> [What you are asked to do]
Looking at the listing, state how many of its lines contain the string "this". Write only the number.

> [Raw records]
»»

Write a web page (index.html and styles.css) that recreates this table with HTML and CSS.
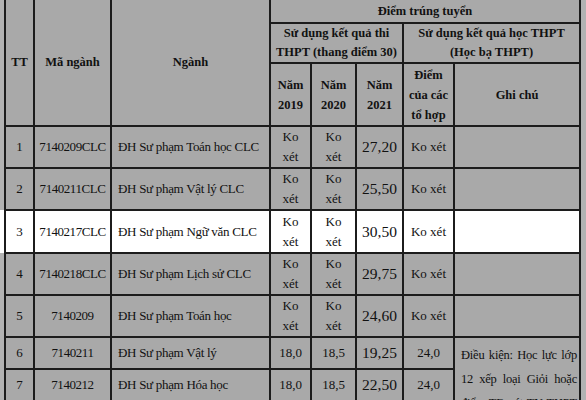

««
»»

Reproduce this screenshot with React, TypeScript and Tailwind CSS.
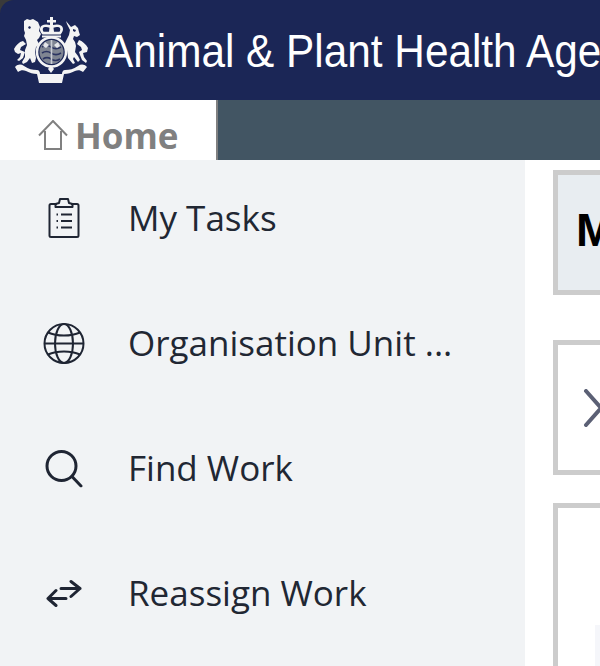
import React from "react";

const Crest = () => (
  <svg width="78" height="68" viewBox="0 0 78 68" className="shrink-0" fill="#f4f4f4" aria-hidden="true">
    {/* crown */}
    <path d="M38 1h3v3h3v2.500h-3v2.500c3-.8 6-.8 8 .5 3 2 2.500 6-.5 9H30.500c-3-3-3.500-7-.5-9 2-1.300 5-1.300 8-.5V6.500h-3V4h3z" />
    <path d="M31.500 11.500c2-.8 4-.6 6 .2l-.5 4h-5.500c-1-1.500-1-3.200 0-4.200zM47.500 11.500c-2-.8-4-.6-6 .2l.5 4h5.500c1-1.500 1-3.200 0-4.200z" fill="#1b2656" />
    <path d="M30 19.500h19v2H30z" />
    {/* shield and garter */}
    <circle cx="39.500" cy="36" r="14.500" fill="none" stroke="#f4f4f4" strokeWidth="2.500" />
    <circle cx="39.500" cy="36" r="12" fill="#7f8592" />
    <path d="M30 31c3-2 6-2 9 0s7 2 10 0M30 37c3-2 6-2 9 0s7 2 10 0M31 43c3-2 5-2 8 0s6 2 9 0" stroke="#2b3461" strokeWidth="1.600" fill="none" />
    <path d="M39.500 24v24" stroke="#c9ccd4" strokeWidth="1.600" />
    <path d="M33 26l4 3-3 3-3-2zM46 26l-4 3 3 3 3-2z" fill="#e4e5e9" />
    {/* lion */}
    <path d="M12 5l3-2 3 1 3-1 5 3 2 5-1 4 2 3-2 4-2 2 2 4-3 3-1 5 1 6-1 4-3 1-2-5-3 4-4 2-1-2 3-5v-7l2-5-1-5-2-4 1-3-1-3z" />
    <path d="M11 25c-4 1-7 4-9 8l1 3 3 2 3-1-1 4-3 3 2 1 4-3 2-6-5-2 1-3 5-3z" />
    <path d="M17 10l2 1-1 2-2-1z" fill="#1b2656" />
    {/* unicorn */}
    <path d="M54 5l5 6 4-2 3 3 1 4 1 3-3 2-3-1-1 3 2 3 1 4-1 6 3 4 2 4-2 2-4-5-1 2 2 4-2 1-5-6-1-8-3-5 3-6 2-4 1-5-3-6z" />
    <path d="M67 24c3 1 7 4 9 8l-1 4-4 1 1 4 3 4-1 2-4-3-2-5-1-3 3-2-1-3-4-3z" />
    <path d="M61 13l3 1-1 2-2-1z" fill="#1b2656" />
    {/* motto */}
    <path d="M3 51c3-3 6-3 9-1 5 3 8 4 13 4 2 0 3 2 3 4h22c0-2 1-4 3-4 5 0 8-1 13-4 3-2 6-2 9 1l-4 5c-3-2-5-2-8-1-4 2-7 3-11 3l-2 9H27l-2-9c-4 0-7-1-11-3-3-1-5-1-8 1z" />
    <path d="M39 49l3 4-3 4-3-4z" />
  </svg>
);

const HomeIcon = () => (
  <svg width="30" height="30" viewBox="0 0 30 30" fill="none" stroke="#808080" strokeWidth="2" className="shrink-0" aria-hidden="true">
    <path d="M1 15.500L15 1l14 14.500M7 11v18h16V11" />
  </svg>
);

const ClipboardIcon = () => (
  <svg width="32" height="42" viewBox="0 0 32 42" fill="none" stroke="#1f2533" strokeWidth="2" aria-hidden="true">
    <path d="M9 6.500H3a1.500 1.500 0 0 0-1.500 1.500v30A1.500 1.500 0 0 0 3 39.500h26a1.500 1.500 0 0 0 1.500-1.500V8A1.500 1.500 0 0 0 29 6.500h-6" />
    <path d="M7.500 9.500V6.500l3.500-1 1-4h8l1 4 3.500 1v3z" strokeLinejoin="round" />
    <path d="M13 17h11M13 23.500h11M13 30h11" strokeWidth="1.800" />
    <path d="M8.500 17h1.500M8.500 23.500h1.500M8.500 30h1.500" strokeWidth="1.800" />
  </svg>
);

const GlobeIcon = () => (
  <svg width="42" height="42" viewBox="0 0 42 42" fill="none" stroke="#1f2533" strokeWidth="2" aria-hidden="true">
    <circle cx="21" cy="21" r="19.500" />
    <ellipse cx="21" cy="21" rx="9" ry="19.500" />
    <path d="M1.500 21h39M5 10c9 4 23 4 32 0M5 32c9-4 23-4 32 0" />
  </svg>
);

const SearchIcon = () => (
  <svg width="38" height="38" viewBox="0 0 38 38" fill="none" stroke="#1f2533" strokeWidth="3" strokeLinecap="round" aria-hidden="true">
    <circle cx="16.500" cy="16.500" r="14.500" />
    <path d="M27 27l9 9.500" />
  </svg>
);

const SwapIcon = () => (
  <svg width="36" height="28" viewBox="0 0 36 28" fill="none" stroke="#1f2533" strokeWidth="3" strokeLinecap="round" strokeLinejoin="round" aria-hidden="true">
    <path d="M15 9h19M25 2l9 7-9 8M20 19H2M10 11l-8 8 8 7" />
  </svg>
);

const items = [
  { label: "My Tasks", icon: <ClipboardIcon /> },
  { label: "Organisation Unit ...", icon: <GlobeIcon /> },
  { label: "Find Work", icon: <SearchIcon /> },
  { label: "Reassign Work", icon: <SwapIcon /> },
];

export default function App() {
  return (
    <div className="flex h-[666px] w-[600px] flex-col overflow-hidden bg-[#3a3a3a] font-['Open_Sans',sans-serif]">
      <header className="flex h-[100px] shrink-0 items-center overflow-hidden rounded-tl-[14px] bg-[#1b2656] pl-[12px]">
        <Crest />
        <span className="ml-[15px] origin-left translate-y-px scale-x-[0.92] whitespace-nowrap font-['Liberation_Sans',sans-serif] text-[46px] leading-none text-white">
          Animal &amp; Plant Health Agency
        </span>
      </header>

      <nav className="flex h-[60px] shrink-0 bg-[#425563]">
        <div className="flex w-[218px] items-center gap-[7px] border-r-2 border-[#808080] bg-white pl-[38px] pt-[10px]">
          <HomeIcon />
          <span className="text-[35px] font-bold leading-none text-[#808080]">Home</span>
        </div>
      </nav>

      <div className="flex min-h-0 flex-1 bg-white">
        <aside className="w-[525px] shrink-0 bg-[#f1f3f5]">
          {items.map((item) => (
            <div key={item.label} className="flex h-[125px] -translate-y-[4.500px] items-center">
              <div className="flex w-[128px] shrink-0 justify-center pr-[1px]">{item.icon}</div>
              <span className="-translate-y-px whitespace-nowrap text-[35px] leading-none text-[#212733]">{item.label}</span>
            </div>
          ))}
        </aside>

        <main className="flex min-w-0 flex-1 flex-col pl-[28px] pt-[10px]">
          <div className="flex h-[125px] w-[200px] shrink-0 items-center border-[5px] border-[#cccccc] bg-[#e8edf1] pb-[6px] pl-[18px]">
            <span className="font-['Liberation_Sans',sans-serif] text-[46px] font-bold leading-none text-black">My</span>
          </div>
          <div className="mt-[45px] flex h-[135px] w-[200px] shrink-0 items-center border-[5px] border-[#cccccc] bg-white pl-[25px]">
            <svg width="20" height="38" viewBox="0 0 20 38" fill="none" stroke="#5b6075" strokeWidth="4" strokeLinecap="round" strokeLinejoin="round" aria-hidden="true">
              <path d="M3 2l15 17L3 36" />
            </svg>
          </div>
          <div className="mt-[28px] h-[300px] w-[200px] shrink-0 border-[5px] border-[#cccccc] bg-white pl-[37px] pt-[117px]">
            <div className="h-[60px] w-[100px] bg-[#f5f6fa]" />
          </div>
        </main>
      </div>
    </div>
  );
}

««

> [The completed task]
2